**SOURCE RECORDS**
══════════
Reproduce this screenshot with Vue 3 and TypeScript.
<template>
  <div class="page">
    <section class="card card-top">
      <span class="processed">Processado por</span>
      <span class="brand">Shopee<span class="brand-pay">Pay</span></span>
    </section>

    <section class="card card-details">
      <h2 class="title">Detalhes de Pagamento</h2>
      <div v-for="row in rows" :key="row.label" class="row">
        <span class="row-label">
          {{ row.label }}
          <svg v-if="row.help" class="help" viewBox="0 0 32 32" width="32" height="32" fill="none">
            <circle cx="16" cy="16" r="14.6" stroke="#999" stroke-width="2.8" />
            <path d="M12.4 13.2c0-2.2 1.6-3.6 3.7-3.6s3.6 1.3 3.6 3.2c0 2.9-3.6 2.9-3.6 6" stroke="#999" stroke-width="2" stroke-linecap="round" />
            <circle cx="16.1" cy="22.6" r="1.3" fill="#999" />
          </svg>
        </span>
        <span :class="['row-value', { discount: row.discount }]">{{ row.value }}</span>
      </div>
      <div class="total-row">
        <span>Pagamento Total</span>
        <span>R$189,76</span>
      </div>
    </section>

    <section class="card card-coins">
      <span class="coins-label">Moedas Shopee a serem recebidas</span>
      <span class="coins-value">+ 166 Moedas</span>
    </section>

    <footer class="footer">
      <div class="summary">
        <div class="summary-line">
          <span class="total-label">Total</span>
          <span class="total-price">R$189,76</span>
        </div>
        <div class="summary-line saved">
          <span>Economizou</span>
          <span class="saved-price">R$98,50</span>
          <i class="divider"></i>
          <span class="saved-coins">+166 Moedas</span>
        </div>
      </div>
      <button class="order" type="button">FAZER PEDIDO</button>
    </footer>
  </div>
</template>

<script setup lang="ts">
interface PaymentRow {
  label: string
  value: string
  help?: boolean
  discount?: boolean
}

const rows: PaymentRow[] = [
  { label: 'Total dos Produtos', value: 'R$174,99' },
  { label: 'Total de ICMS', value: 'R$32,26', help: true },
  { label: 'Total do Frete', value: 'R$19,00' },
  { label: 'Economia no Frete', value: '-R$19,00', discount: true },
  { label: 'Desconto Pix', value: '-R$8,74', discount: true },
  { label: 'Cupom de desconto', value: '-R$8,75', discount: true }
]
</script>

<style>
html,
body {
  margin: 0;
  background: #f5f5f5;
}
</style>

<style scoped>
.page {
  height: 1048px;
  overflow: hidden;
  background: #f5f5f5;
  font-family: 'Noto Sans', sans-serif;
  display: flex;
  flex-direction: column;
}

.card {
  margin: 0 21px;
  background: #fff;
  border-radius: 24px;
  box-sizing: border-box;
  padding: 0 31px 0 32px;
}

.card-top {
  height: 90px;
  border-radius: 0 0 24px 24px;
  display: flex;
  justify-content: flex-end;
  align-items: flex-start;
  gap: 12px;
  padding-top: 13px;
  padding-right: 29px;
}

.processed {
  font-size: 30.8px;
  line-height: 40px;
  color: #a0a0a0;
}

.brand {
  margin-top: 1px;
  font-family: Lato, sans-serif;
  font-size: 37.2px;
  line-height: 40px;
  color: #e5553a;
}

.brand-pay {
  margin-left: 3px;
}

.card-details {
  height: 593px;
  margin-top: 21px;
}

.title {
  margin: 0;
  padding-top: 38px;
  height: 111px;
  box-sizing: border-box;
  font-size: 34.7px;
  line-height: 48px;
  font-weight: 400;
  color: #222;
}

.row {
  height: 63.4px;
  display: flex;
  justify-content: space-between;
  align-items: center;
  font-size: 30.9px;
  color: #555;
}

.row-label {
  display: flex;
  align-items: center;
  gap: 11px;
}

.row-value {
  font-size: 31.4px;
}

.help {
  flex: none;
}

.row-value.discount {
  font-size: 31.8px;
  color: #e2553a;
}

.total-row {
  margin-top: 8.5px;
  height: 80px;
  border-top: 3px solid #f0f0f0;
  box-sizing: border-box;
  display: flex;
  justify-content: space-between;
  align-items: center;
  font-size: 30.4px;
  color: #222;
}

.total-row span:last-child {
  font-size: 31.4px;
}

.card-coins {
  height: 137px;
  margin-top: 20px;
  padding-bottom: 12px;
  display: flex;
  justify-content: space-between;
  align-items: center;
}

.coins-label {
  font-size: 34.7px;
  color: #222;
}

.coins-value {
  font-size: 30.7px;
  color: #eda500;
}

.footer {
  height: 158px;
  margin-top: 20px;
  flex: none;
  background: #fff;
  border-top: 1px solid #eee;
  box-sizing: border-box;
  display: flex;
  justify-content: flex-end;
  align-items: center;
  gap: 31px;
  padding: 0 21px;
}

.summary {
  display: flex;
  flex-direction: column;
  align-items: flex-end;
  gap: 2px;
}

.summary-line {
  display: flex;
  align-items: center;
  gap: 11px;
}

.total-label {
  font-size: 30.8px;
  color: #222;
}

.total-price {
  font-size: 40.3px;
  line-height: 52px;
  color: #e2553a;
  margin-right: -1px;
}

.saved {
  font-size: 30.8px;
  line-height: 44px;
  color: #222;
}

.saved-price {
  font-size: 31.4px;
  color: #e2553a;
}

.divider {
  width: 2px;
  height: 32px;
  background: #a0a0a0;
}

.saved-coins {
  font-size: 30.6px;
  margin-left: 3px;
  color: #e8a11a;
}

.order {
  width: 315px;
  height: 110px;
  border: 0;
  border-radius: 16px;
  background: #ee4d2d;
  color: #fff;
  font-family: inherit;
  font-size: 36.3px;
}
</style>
══════════
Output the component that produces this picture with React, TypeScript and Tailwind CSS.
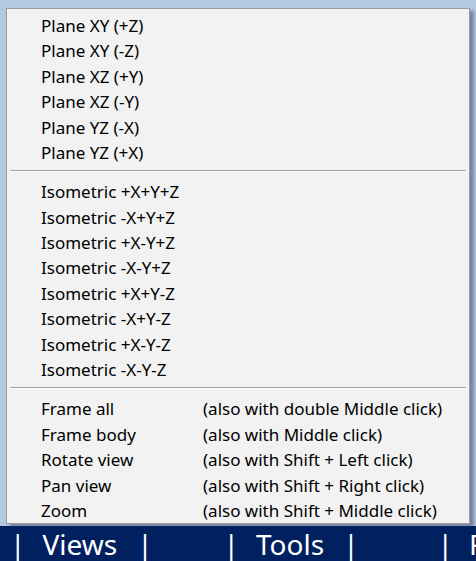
══════════
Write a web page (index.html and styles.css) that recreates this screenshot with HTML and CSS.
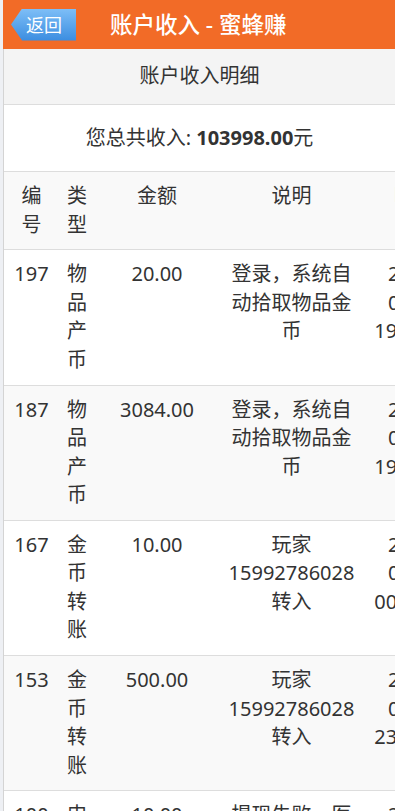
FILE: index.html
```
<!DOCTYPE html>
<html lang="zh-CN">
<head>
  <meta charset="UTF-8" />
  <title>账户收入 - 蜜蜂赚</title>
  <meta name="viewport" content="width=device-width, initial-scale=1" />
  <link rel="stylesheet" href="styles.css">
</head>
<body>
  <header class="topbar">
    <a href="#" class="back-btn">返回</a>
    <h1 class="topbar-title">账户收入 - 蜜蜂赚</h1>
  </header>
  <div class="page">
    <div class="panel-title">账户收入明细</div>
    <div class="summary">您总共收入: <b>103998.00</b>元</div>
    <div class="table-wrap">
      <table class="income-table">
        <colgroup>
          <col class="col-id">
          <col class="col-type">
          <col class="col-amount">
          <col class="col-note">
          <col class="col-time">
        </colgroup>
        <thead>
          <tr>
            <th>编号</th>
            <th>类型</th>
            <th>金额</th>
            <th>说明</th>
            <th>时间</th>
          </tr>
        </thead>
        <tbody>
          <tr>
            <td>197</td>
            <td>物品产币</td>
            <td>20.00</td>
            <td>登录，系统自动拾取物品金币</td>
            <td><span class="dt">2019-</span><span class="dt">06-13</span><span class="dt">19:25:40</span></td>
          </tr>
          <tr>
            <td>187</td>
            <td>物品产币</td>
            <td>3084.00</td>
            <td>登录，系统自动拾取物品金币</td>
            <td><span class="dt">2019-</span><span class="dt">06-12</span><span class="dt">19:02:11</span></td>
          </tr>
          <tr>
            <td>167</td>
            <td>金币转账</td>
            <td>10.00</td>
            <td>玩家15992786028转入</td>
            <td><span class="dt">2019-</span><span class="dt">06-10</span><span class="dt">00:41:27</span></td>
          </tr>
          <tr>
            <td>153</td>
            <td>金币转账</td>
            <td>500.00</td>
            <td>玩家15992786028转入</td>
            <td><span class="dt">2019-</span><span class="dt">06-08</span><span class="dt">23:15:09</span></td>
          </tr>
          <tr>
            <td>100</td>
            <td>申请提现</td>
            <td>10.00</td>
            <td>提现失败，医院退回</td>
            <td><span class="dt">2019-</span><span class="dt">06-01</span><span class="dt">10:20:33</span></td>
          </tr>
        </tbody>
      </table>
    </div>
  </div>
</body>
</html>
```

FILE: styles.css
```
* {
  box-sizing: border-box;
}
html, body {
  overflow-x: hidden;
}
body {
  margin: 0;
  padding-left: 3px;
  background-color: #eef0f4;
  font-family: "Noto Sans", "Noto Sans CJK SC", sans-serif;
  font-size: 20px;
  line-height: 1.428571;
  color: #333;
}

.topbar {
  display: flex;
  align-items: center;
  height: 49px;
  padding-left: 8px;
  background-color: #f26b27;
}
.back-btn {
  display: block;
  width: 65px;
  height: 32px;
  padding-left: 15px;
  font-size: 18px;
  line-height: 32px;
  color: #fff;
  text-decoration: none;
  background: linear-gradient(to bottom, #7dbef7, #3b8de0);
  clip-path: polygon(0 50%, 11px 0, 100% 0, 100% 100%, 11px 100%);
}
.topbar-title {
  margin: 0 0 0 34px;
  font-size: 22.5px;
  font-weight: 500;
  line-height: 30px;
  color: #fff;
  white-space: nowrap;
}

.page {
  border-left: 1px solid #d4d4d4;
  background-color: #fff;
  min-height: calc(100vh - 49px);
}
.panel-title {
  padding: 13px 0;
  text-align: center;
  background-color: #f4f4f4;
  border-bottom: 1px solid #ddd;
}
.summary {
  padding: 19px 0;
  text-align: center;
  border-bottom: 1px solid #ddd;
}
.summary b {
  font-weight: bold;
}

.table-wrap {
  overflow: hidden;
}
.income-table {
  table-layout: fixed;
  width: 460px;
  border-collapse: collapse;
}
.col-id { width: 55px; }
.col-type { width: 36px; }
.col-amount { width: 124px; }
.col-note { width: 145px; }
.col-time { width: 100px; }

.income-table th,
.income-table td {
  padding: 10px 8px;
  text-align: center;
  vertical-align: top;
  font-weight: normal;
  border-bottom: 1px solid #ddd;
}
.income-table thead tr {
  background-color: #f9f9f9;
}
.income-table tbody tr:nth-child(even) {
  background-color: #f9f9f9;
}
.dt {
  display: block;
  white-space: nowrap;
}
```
══════════
**REQUIREMENTS**
Gather each line holding the string "index".

**WORKED SOLUTION**
Write a web page (index.html and styles.css) that recreates this screenshot with HTML and CSS.
FILE: index.html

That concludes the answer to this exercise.